How to Assess Whether or not a Company is Investable
By Rohan Saddy McLellan
August 17, 2018
Understanding whether your company is valuable and investable is a crucial skill for business owners and VC’s alike. However, thanks to the complex web of factors that go into a valuation, making judgments of value is often a difficult and perplexing task for anyone. While determining investability may seem nearly impossible at first, there are some key elements that can point you in the right direction. These span from unsurprising metrics such as revenue and churn rate to subtler aspects like team cohesion and long-term strategy. So, whether you’re building your company or investing in others, these 3 aspects will help guide you to a more informed perspective on the value of any company.
Market Climate and Competition
One of the biggest red flags – or green lights for that matter – is the current market climate.
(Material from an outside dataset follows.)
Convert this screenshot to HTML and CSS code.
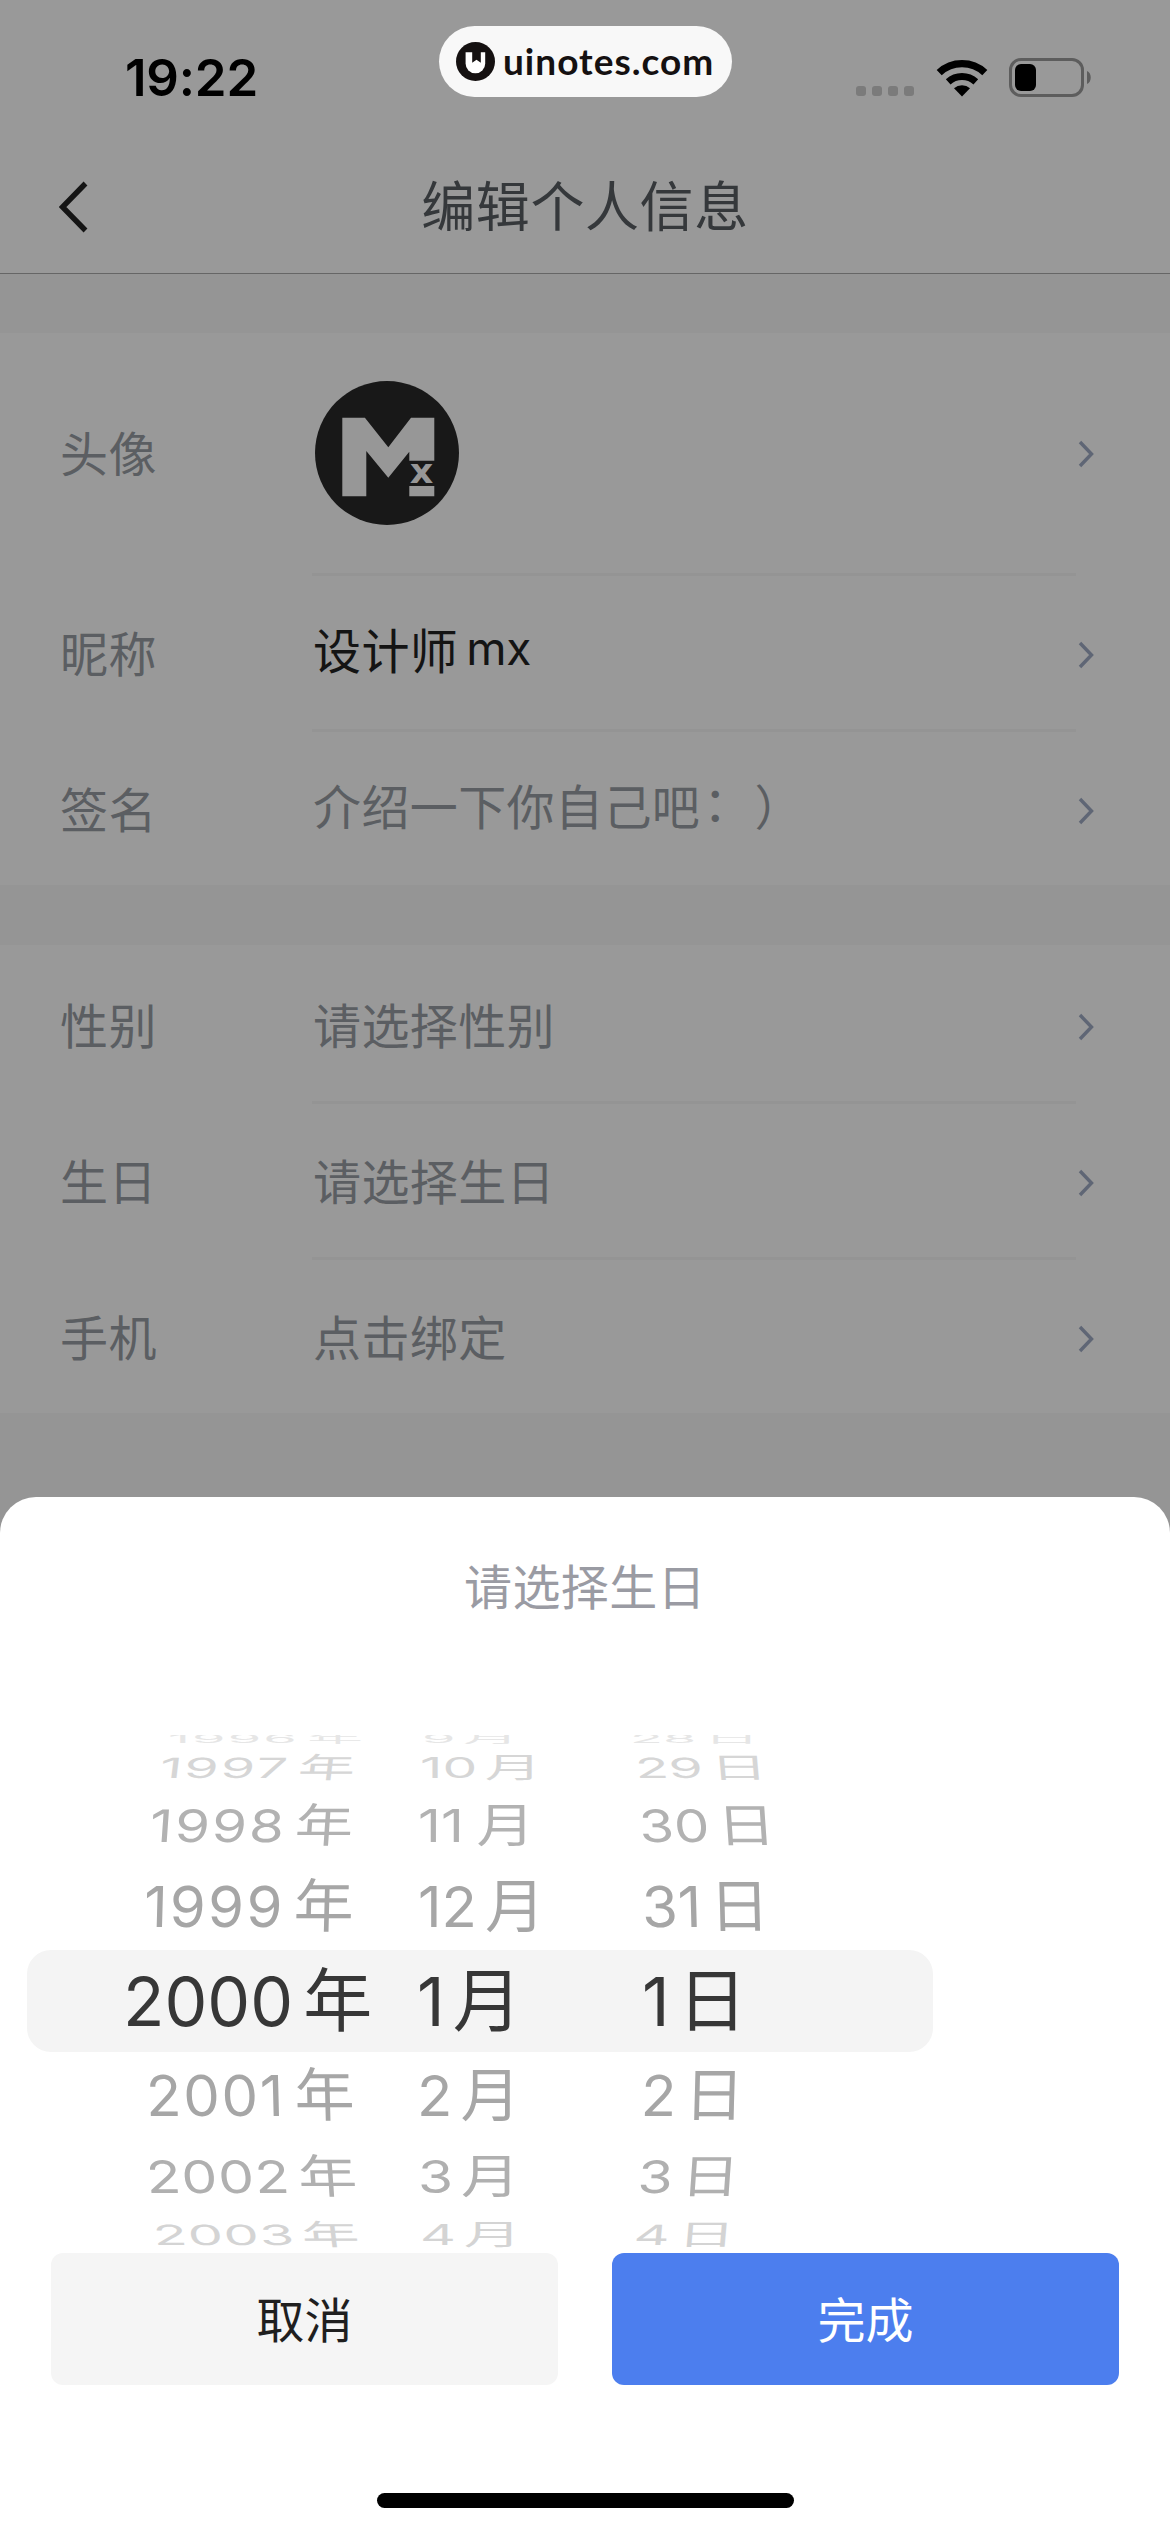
FILE: index.html
```html
<!DOCTYPE html>
<html lang="zh-CN">
<head>
<meta charset="utf-8">
<title>编辑个人信息</title>
<link rel="stylesheet" href="styles.css">
</head>
<body>
<svg class="defs" width="0" height="0" aria-hidden="true">
  <symbol id="chevron" viewBox="0 0 16 28"><path d="M2 2 13.5 14 2 26" fill="none" stroke="currentColor" stroke-width="3.4"/></symbol>
</svg>
<div class="screen">
  <header class="top">
    <div class="status">
      <span class="time">19:22</span>
      <div class="brand">
        <svg class="brand-mark" viewBox="0 0 39 39"><circle cx="19.5" cy="19.5" r="19.5" fill="#151111"/><path d="M9.600 10.200h19.600V21.500a9.800 9.800 0 0 1-19.600 0z" fill="#fff"/><path d="M16.200 9v11.800l4.300-3 4.300 3V9z" fill="#151111"/></svg>
        <span class="brand-name">uinotes.com</span>
      </div>
      <div class="indicators">
        <div class="dots"><i></i><i></i><i></i><i></i></div>
        <svg class="wifi" viewBox="0 0 52 38"><path d="M26 37.500 18 29.200a12 12 0 0 1 16 0z"/><path d="M12.200 22.800a20.500 20.500 0 0 1 27.600 0" fill="none" stroke="#000" stroke-width="7"/><path d="M3.200 13.600a33.500 33.500 0 0 1 45.600 0" fill="none" stroke="#000" stroke-width="7.400"/></svg>
        <svg class="battery" viewBox="0 0 84 39"><rect x="1.500" y="1.500" width="72" height="36" rx="10.500" fill="none" stroke="#5d5d5d" stroke-width="3"/><rect x="6" y="6" width="21" height="27" rx="6"/><path d="M78 13c5 2 5 11 0 13z" fill="#5d5d5d"/></svg>
      </div>
    </div>
    <div class="nav">
      <svg class="back" viewBox="0 0 30 52"><path d="M26.500 2.500 3.500 26l23 23.500" fill="none" stroke="#151515" stroke-width="5.400"/></svg>
      <h1>编辑个人信息</h1>
    </div>
  </header>
  <main>
    <section class="group">
      <div class="row avatar-row">
        <span class="label">头像</span>
        <div class="value">
          <svg class="avatar" viewBox="0 0 144 144"><circle cx="72" cy="72" r="72" fill="#181818"/><path fill="#979797" d="M27.300 36.700h22.600L73.300 66.300 96 36.700h23.300v43h-25v-9l-21 26L51.300 70v45.300h-24zM94.300 105h25v10.300h-25z"/><text class="avatar-x" x="106.800" y="101.800" text-anchor="middle" textLength="24" lengthAdjust="spacingAndGlyphs">x</text></svg>
        </div>
        <svg class="go"><use href="#chevron"/></svg>
      </div>
      <div class="row"><span class="label">昵称</span><div class="value line raised name">设计师<span class="latin">mx</span></div><svg class="go"><use href="#chevron"/></svg></div>
      <div class="row"><span class="label">签名</span><div class="value line raised">介绍一下你自己吧<span class="colon">：</span>）</div><svg class="go"><use href="#chevron"/></svg></div>
    </section>
    <section class="group">
      <div class="row"><span class="label">性别</span><div class="value">请选择性别</div><svg class="go"><use href="#chevron"/></svg></div>
      <div class="row"><span class="label">生日</span><div class="value line">请选择生日</div><svg class="go"><use href="#chevron"/></svg></div>
      <div class="row"><span class="label">手机</span><div class="value line">点击绑定</div><svg class="go"><use href="#chevron"/></svg></div>
    </section>
  </main>
  <section class="sheet">
    <h2>请选择生日</h2>
    <div class="picker">
      <div class="item t4"><div class="y"><p><b>1996</b>年</p></div><div class="m"><p><b>9</b>月</p></div><div class="d"><p><b>28</b>日</p></div></div>
      <div class="item t3"><div class="y"><p><b>1997</b>年</p></div><div class="m"><p><b>10</b>月</p></div><div class="d"><p><b>29</b>日</p></div></div>
      <div class="item t2"><div class="y"><p><b>1998</b>年</p></div><div class="m"><p><b>11</b>月</p></div><div class="d"><p><b>30</b>日</p></div></div>
      <div class="item t1"><div class="y"><p><b>1999</b>年</p></div><div class="m"><p><b>12</b>月</p></div><div class="d"><p><b>31</b>日</p></div></div>
      <div class="item now"><div class="y"><p><b>2000</b>年</p></div><div class="m"><p><b>1</b>月</p></div><div class="d"><p><b>1</b>日</p></div></div>
      <div class="item b1"><div class="y"><p><b>2001</b>年</p></div><div class="m"><p><b>2</b>月</p></div><div class="d"><p><b>2</b>日</p></div></div>
      <div class="item b2"><div class="y"><p><b>2002</b>年</p></div><div class="m"><p><b>3</b>月</p></div><div class="d"><p><b>3</b>日</p></div></div>
      <div class="item b3"><div class="y"><p><b>2003</b>年</p></div><div class="m"><p><b>4</b>月</p></div><div class="d"><p><b>4</b>日</p></div></div>
    </div>
    <div class="actions">
      <button class="cancel">取消</button>
      <button class="done">完成</button>
    </div>
    <div class="home"></div>
  </section>
</div>
</body>
</html>
```
FILE: styles.css
```css
* { box-sizing: border-box; }
body { margin: 0; background: #959595; font-family: "Noto Sans CJK SC", sans-serif; font-size: 48px; }
h1, h2, p { margin: 0; font-weight: 400; }
.defs { display: block; height: 0; }
.screen { width: 1170px; height: 2532px; display: flex; flex-direction: column; overflow: hidden; }

.top { height: 274px; background: #999; border-bottom: 1px solid #666; }
.status { height: 140px; display: grid; grid-template-columns: 439px 293px 438px; align-items: start; }
.time { padding: 47px 0 0 125px; font: 600 51px/61px Inter, sans-serif; letter-spacing: -0.2px; }
.brand { margin-top: 26px; height: 71px; border-radius: 36px; background: #f8f8f8; display: flex; align-items: center; padding-left: 17px; gap: 8px; }
.brand-mark { width: 39px; height: 39px; }
.brand-name { font: 700 37px/44px Lato, sans-serif; color: #151111; letter-spacing: 1px; padding-bottom: 1px; }
.indicators { display: flex; padding: 58px 0 0 124px; }
.dots { display: flex; gap: 6px; padding-top: 28px; width: 80px; }
.dots i { width: 10px; height: 10px; border-radius: 3px; background: #7b7b7b; }
.wifi { width: 52px; height: 38px; margin-top: 1px; }
.battery { width: 84px; height: 39px; margin-left: 21px; }
.nav { height: 133px; display: grid; grid-template-columns: 200px 770px 200px; align-items: center; }
.back { width: 30px; height: 52px; margin-left: 59px; }
.nav h1 { text-align: center; font-size: 54px; line-height: 80px; letter-spacing: 0.6px; color: #35383b; padding-bottom: 5px; }

.group { margin: 59px 0 0; background: #999; }
.group + .group { margin-top: 60px; }
.row { height: 156px; display: grid; grid-template-columns: 312px 764px 94px; color: #5b5e62; line-height: 70px; letter-spacing: 0.4px; }
.avatar-row { height: 240px; }
.label { align-self: center; padding: 0 0 0 60px; }
.avatar-row .label { padding-bottom: 5px; }
.value { display: flex; align-items: center; padding: 0 0 4px 1px; border-top: 3px solid transparent; }
.value.line { border-top-color: #949494; }
.value.raised { padding-bottom: 10px; }
.value.name { color: #141414; }
.avatar-row .value { padding: 0 0 3px 3px; }
.avatar { width: 144px; height: 144px; }
.avatar-x { font: bold 34px "DejaVu Sans", sans-serif; fill: #979797; }
.latin { font: 46px/70px Inter, sans-serif; letter-spacing: -0.3px; margin-left: 8px; padding-top: 1px; }
.colon { position: relative; top: -4px; left: 3px; margin-right: 6px; }
.go { width: 16px; height: 28px; align-self: center; margin: 7px 0 0 2px; color: #5f6675; }
.avatar-row .go { margin-top: 2px; }

.sheet { margin-top: 84px; height: 1035px; background: #fff; border-radius: 36px 36px 0 0; }
.sheet h2 { padding-top: 52px; height: 238px; text-align: center; font-size: 48px; line-height: 70px; letter-spacing: 0.4px; color: #9a9ba3; }
.picker { height: 518px; overflow: hidden; display: flex; flex-direction: column; }
.item { flex: none; display: grid; grid-template-columns: 400px 220px 400px; width: 1020px; }
.item > div { display: flex; align-items: center; height: 100%; min-height: 0; }
.item p { flex: none; height: 80px; line-height: 70px; font-size: 60px; white-space: nowrap; transform-origin: 0 50%; }
.item b { display: inline-block; font: 400 58px/70px Inter, sans-serif; margin-right: 8px; vertical-align: baseline; }
.item .y b { letter-spacing: 2.3px; margin-right: 9px; }
.item.b1 .y b { letter-spacing: 1.8px; }
.item.b2 .y b { letter-spacing: 0.8px; margin-right: 8px; }
.item.b3 .y b { letter-spacing: 0.8px; margin-right: 7px; }
.item.t2 .m b { margin-right: 13px; }
.t4 { height: 16px; margin-top: -4px; color: #e6e6e6; }
.t3 { height: 41px; color: #d6d6d6; }
.t2 { height: 75px; color: #b2b2b2; }
.t1 { height: 87px; color: #a6a6a6; }
.now { height: 102px; width: 906px; margin-left: 27px; border-radius: 24px; background: #f4f4f4; color: #373737; grid-template-columns: 373px 220px 313px; }
.b1 { height: 87px; color: #a6a6a6; }
.b2 { height: 75px; color: #b0b0b0; }
.b3 { height: 41px; color: #d4d4d4; }

.t4 p { transform: scale(.93, .2); }
.t3 p { transform: skewX(var(--lean, 0deg)) scale(.95, .48); }
.t2 p { transform: skewX(var(--lean, 0deg)) scale(.97, .77); }
.t1 p { transform: skewX(var(--lean, 0deg)) scale(1, .97); }
.b1 p { transform: skewX(var(--lean, 0deg)) scale(1, .97); }
.b2 p { transform: skewX(var(--lean, 0deg)) scale(.98, .77); }
.b3 p { transform: skewX(var(--lean, 0deg)) scale(.96, .48); }
.t3 .y { --lean: -7deg; } .t2 .y { --lean: -4deg; } .t1 .y { --lean: -1.5deg; }
.b3 .y { --lean: 7deg; } .b2 .y { --lean: 4deg; } .b1 .y { --lean: 1.5deg; }
.t3 .d { --lean: 5deg; } .t2 .d { --lean: 4deg; } .t1 .d { --lean: 1.5deg; }
.b3 .d { --lean: -5deg; } .b2 .d { --lean: -4deg; } .b1 .d { --lean: -1.5deg; }
.now p { font-size: 69px; }
.now b { font-size: 68px; }
.item.now .y b { letter-spacing: 0; margin-right: 10px; }

.t4 .y { padding-left: 168px; } .t4 .m { padding-left: 22px; } .t4 .d { padding-left: 10px; }
.t3 .y { padding-left: 160px; } .t3 .m { padding-left: 20px; } .t3 .d { padding-left: 15px; }
.t2 .y { padding-left: 150px; } .t2 .m { padding-left: 18px; } .t2 .d { padding-left: 19px; }
.t1 .y { padding-left: 144px; } .t1 .m { padding-left: 18px; } .t1 .d { padding-left: 22px; }
.now .y { padding-left: 96px; } .now .m { padding-left: 17px; } .now .d { padding-left: 22px; }
.b1 .y { padding-left: 146px; } .b1 .m { padding-left: 17px; } .b1 .d { padding-left: 21px; }
.b2 .y { padding-left: 146px; } .b2 .m { padding-left: 18px; } .b2 .d { padding-left: 18px; }
.b3 .y { padding-left: 153px; } .b3 .m { padding-left: 20px; } .b3 .d { padding-left: 14px; }

.actions { display: flex; gap: 54px; padding: 0 51px; }
.actions button { width: 507px; height: 132px; border: 0; border-radius: 12px; font: 400 48px/70px "Noto Sans CJK SC", sans-serif; padding: 0 0 4px; }
.cancel { background: #f5f5f5; color: #1f1f1f; }
.done { background: #4c7eee; color: #fff; }
.home { width: 417px; height: 15px; margin: 108px auto 0 377px; border-radius: 8px; background: #000; }
```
Simply put, “Is it the right time for this product?” While it may seem like an amazing idea will succeed pretty much regardless of its timing, the climate in which the company is started almost entirely determines its fate. Although it may be impossible to tell exactly when a market is ripe for your idea, there are many strategies that can be used to gauge the window in which your company should take action. Most importantly, one must analyze the current social, economic and entrepreneurial climate to ensure that the timing is near perfect and most importantly, not too late. While companies can often get away with and even benefit by the first mover advantages brought with early timing, being late to market almost always ends in disaster for any business. Missing the goldilocks window often means there will be established competitors who are nearly impossible to compete with and users with needs that are no longer unmet. While these issues spell immense harm to investability, in order to avoid them intense market research and customer interviews are the only way to ensure that there are people out there who will actually buy the product. From an investor standpoint, beware of companies not paying maniacal attention to their target market and instead banking off of their assumed success without consistently proven needs.
Long-term strategy and vision + scalability
After you’ve ensured that the need exists, the next step is checking whether the company has done sufficient planning and strategy for the future. While a company may be a goldmine now, determine whether their cash flow is sustainable, and if pivots or adjustments will be needed to take advantage of trends and accommodate the prospective market. While there aren’t necessarily tangible metrics one can turn to for proof of strategy and vision, a good investor should always be cognizant of whether or not a company and its people are in it for the long haul. As a leader within the company, impress investors with not only current success but forward thinking and realistic plans to maintain that. Of course, VC’s want to see that a company is doing well presently but more importantly they want to see the strategy and vision for growth to justify an investment. Putting a million dollars into myspace at the peak of its success would have seemed intelligent but if looked at in terms of long-term strategy the company had no vision to compete with new companies in the ecosystem. These factors additionally tie into the overall scalability of the company.
Scalability should be another key factor in judging whether the company is investable because it separates the good investments from the great investments. An investment in a small but successful baking company with an extremely niche market and little future vision might not be a bad investment but for a VC trying to maximize their return, it will disappoint. Thus a company should ensure they understand types of investors to target and the strategy they should have prepared. On the other hand, an investor should understand the imperative components of scalability such as production cost, distribution channels, and infrastructure. No matter how you are involved in business understanding scalability, strategy and long-term vision will strengthen your knowledge and judgment regarding investability.
Exit closely ties into long-term strategy however, it is specifically focused around the precise plan of the company’s fate . In most cases, the exit goals of an innovative company center around an acquisition giving all stakeholders a significant payout. This rapid growth is often what investors and business owners alike are looking for since it offers the highest return in the shortest amount of time. Thus if a company is following this business model it should have a strong exit strategy from the start in order to attract potential acquirers who are looking for substantial payouts. However, following a different model and not looking to cash out ASAP is also valid – the key regardless is understanding this plan down to the last detail. There are also investors who are looking for a steadier lower risk investment and aren’t determined to cash out right away. Regardless of which model you are following, the key to being investable is being aware since all types of investors will be turned away if they do not see a reliable exit for their money.
Evidently, there are numerous quantitative metrics that encompass investability. However, especially in the business world, numbers are only one piece of the puzzle. Judgements should be made on a case by case basis and certain factors may be crucial in some analyses and irrelevant in others. Thus when either building a company to be investable or looking to put money into one, it is extremely important to trust your personal discretion. While it is always helpful to read articles like this and gain knowledge, the final step to your decision should be a gut one. Do you feel relentless passion and motivation in the company, does the elevator pitch excite you and leave you delighted to be involved? If not, it’s a company you shouldn’t be building or investing in regardless of its potential.